* _Task statement_
Carry none of the pictures over; write out the complete data exactly.

* _Dataset excerpt_
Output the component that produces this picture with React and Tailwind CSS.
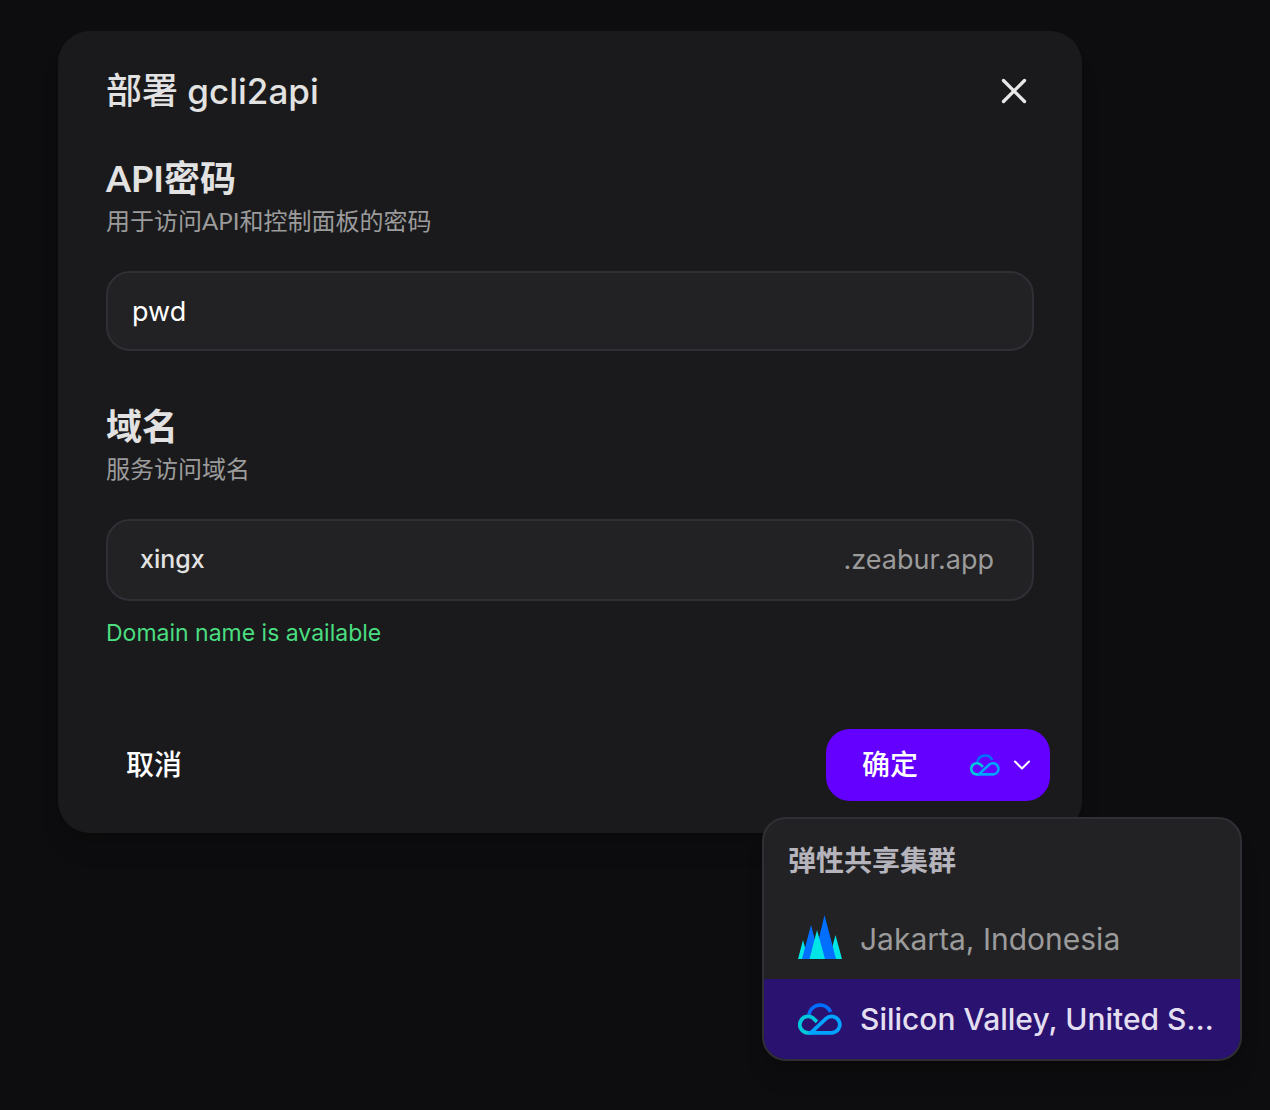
import React, { useState } from "react";
import { X, ChevronDown } from "lucide-react";

function CloudMark({ className }) {
  return (
    <svg viewBox="0 0 44 32" className={className} fill="none" strokeWidth="3.8" aria-hidden="true">
      <path d="M10.9 11.6A11.4 11.4 0 0 1 32.6 9" stroke="#006eff" />
      <path d="M19 18.8L16.4 16.4A8.2 8.2 0 1 0 10 29.8H14" stroke="#00c8dc" />
      <path d="M10.5 29.8H33.8A8.2 8.2 0 1 0 28 15.6L13 29.6" stroke="#00a3ff" />
    </svg>
  );
}

function PeaksMark({ className }) {
  return (
    <svg viewBox="0 0 44 48" className={className} aria-hidden="true">
      <path d="M0 44L5 25L10 44ZM31 44L37.5 20L44 44Z" fill="#00e5e5" />
      <path d="M4 44L13 10L22 44ZM16 44L26.5 0L38 44Z" fill="#006eff" />
      <path d="M11.5 44L19 15L27 44Z" fill="#00e5e5" />
    </svg>
  );
}

const regions = [
  { id: "jakarta", name: "Jakarta, Indonesia", Icon: PeaksMark },
  { id: "silicon-valley", name: "Silicon Valley, United S…", Icon: CloudMark },
];

function Field({ id, title, description, children }) {
  return (
    <section>
      <label htmlFor={id} className="block font-['Lato','Noto_Sans_CJK_SC',sans-serif] text-[36px] leading-[38px] font-bold text-[#e2e2e2]">
        {title}
      </label>
      <p className="mt-1 mb-[30px] font-['Lato','Noto_Sans_CJK_SC',sans-serif] text-2xl leading-10 text-[#9b9b9b]">
        {description}
      </p>
      {children}
    </section>
  );
}

export default function App() {
  const [password, setPassword] = useState("pwd");
  const [domain, setDomain] = useState("xingx");
  const [region, setRegion] = useState("silicon-valley");

  return (
    <main className="min-h-screen bg-[#0d0d0f] pt-[31px] pr-7 pl-[58px] font-['Inter','Noto_Sans_CJK_SC',sans-serif]">
      <div
        role="dialog"
        aria-labelledby="dialog-title"
        className="w-full max-w-[1024px] rounded-[32px] bg-[#1a1a1c] px-12 pt-10 pb-8 shadow-xl"
      >
        <header className="mb-12 flex h-10 items-center justify-between">
          <h1 id="dialog-title" className="text-[36px] leading-10 font-medium text-[#e2e2e2]">
            部署<span className="text-[35px]"> gcli2api</span>
          </h1>
          <button type="button" aria-label="关闭" className="flex size-10 items-center justify-center text-[#e8e8e8]">
            <X size={42} strokeWidth={1.9} className="shrink-0" />
          </button>
        </header>

        <div className="flex flex-col gap-14">
          <Field id="password" title="API密码" description="用于访问API和控制面板的密码">
            <input
              id="password"
              value={password}
              onChange={(e) => setPassword(e.target.value)}
              className="h-20 w-full rounded-3xl border-2 border-[#302f36] bg-[#222224] px-6 text-[27px] text-white outline-none"
            />
          </Field>

          <Field id="domain" title="域名" description="服务访问域名">
            <div className="flex h-[82px] items-center rounded-3xl border-2 border-[#302f36] bg-[#222224] pr-[38px] pl-8 text-[27px]">
              <input
                id="domain"
                value={domain}
                onChange={(e) => setDomain(e.target.value)}
                className="min-w-0 flex-1 bg-transparent text-[25px] font-medium text-[#e2e2e2] outline-none"
              />
              <span className="text-[#9b9b9b]">.zeabur.app</span>
            </div>
            <p className="mt-4 text-[23px] leading-8 text-[#4ade80]">Domain name is available</p>
          </Field>
        </div>

        <footer className="mt-20 -mr-4 flex items-center justify-between">
          <button type="button" className="h-[72px] px-5 text-[28px] font-medium text-white">
            取消
          </button>
          <div className="relative flex h-[72px] rounded-3xl bg-[#6300ff] text-white">
            <button type="button" className="pr-8 pl-9 text-[28px] font-medium">
              确定
            </button>
            <button
              type="button"
              aria-label="选择区域"
              aria-haspopup="listbox"
              aria-expanded="true"
              className="flex items-center gap-2 pr-3.5 pl-5"
            >
              <CloudMark className="h-[22px] w-[30px]" />
              <ChevronDown size={28} strokeWidth={1.8} />
            </button>

            <div className="absolute top-full -right-48 mt-4 w-[480px] overflow-hidden rounded-3xl border-2 border-[#302f36] bg-[#222224] shadow-xl">
              <h2 className="flex h-20 items-center px-6 pt-1 text-[28px] font-bold text-[#b5b3bb]">弹性共享集群</h2>
              <ul role="listbox" aria-label="弹性共享集群">
                {regions.map(({ id, name, Icon }) => (
                  <li key={id} role="option" aria-selected={region === id}>
                    <button
                      type="button"
                      onClick={() => setRegion(id)}
                      className={
                        region === id
                          ? "flex h-20 w-full items-center gap-[18px] bg-[#2a1271] pr-4 pl-[34px] text-left text-[30px] font-medium text-[#e3dff0]"
                          : "flex h-20 w-full items-center gap-[18px] pr-4 pl-[34px] text-left text-[30px] text-[#9b9b9b]"
                      }
                    >
                      <Icon className="w-11 shrink-0" />
                      <span className="truncate">{name}</span>
                    </button>
                  </li>
                ))}
              </ul>
            </div>
          </div>
        </footer>
      </div>
    </main>
  );
}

* _Answer_
Output the component that produces this picture with React and Tailwind CSS.
import React, { useState } from "react";
import { X, ChevronDown } from "lucide-react";

function CloudMark({ className }) {
  return (
    <svg viewBox="0 0 44 32" className={className} fill="none" strokeWidth="3.8" aria-hidden="true">
      <path d="M10.9 11.6A11.4 11.4 0 0 1 32.6 9" stroke="#006eff" />
      <path d="M19 18.8L16.4 16.4A8.2 8.2 0 1 0 10 29.8H14" stroke="#00c8dc" />
      <path d="M10.5 29.8H33.8A8.2 8.2 0 1 0 28 15.6L13 29.6" stroke="#00a3ff" />
    </svg>
  );
}

function PeaksMark({ className }) {
  return (
    <svg viewBox="0 0 44 48" className={className} aria-hidden="true">
      <path d="M0 44L5 25L10 44ZM31 44L37.5 20L44 44Z" fill="#00e5e5" />
      <path d="M4 44L13 10L22 44ZM16 44L26.5 0L38 44Z" fill="#006eff" />
      <path d="M11.5 44L19 15L27 44Z" fill="#00e5e5" />
    </svg>
  );
}

const regions = [
  { id: "jakarta", name: "Jakarta, Indonesia", Icon: PeaksMark },
  { id: "silicon-valley", name: "Silicon Valley, United S…", Icon: CloudMark },
];

function Field({ id, title, description, children }) {
  return (
    <section>
      <label htmlFor={id} className="block font-['Lato','Noto_Sans_CJK_SC',sans-serif] text-[36px] leading-[38px] font-bold text-[#e2e2e2]">
        {title}
      </label>
      <p className="mt-1 mb-[30px] font-['Lato','Noto_Sans_CJK_SC',sans-serif] text-2xl leading-10 text-[#9b9b9b]">
        {description}
      </p>
      {children}
    </section>
  );
}

export default function App() {
  const [password, setPassword] = useState("pwd");
  const [domain, setDomain] = useState("xingx");
  const [region, setRegion] = useState("silicon-valley");

  return (
    <main className="min-h-screen bg-[#0d0d0f] pt-[31px] pr-7 pl-[58px] font-['Inter','Noto_Sans_CJK_SC',sans-serif]">
      <div
        role="dialog"
        aria-labelledby="dialog-title"
        className="w-full max-w-[1024px] rounded-[32px] bg-[#1a1a1c] px-12 pt-10 pb-8 shadow-xl"
      >
        <header className="mb-12 flex h-10 items-center justify-between">
          <h1 id="dialog-title" className="text-[36px] leading-10 font-medium text-[#e2e2e2]">
            部署<span className="text-[35px]"> gcli2api</span>
          </h1>
          <button type="button" aria-label="关闭" className="flex size-10 items-center justify-center text-[#e8e8e8]">
            <X size={42} strokeWidth={1.9} className="shrink-0" />
          </button>
        </header>

        <div className="flex flex-col gap-14">
          <Field id="password" title="API密码" description="用于访问API和控制面板的密码">
            <input
              id="password"
              value={password}
              onChange={(e) => setPassword(e.target.value)}
              className="h-20 w-full rounded-3xl border-2 border-[#302f36] bg-[#222224] px-6 text-[27px] text-white outline-none"
            />
          </Field>

          <Field id="domain" title="域名" description="服务访问域名">
            <div className="flex h-[82px] items-center rounded-3xl border-2 border-[#302f36] bg-[#222224] pr-[38px] pl-8 text-[27px]">
              <input
                id="domain"
                value={domain}
                onChange={(e) => setDomain(e.target.value)}
                className="min-w-0 flex-1 bg-transparent text-[25px] font-medium text-[#e2e2e2] outline-none"
              />
              <span className="text-[#9b9b9b]">.zeabur.app</span>
            </div>
            <p className="mt-4 text-[23px] leading-8 text-[#4ade80]">Domain name is available</p>
          </Field>
        </div>

        <footer className="mt-20 -mr-4 flex items-center justify-between">
          <button type="button" className="h-[72px] px-5 text-[28px] font-medium text-white">
            取消
          </button>
          <div className="relative flex h-[72px] rounded-3xl bg-[#6300ff] text-white">
            <button type="button" className="pr-8 pl-9 text-[28px] font-medium">
              确定
            </button>
            <button
              type="button"
              aria-label="选择区域"
              aria-haspopup="listbox"
              aria-expanded="true"
              className="flex items-center gap-2 pr-3.5 pl-5"
            >
              <CloudMark className="h-[22px] w-[30px]" />
              <ChevronDown size={28} strokeWidth={1.8} />
            </button>

            <div className="absolute top-full -right-48 mt-4 w-[480px] overflow-hidden rounded-3xl border-2 border-[#302f36] bg-[#222224] shadow-xl">
              <h2 className="flex h-20 items-center px-6 pt-1 text-[28px] font-bold text-[#b5b3bb]">弹性共享集群</h2>
              <ul role="listbox" aria-label="弹性共享集群">
                {regions.map(({ id, name, Icon }) => (
                  <li key={id} role="option" aria-selected={region === id}>
                    <button
                      type="button"
                      onClick={() => setRegion(id)}
                      className={
                        region === id
                          ? "flex h-20 w-full items-center gap-[18px] bg-[#2a1271] pr-4 pl-[34px] text-left text-[30px] font-medium text-[#e3dff0]"
                          : "flex h-20 w-full items-center gap-[18px] pr-4 pl-[34px] text-left text-[30px] text-[#9b9b9b]"
                      }
                    >
                      <Icon className="w-11 shrink-0" />
                      <span className="truncate">{name}</span>
                    </button>
                  </li>
                ))}
              </ul>
            </div>
          </div>
        </footer>
      </div>
    </main>
  );
}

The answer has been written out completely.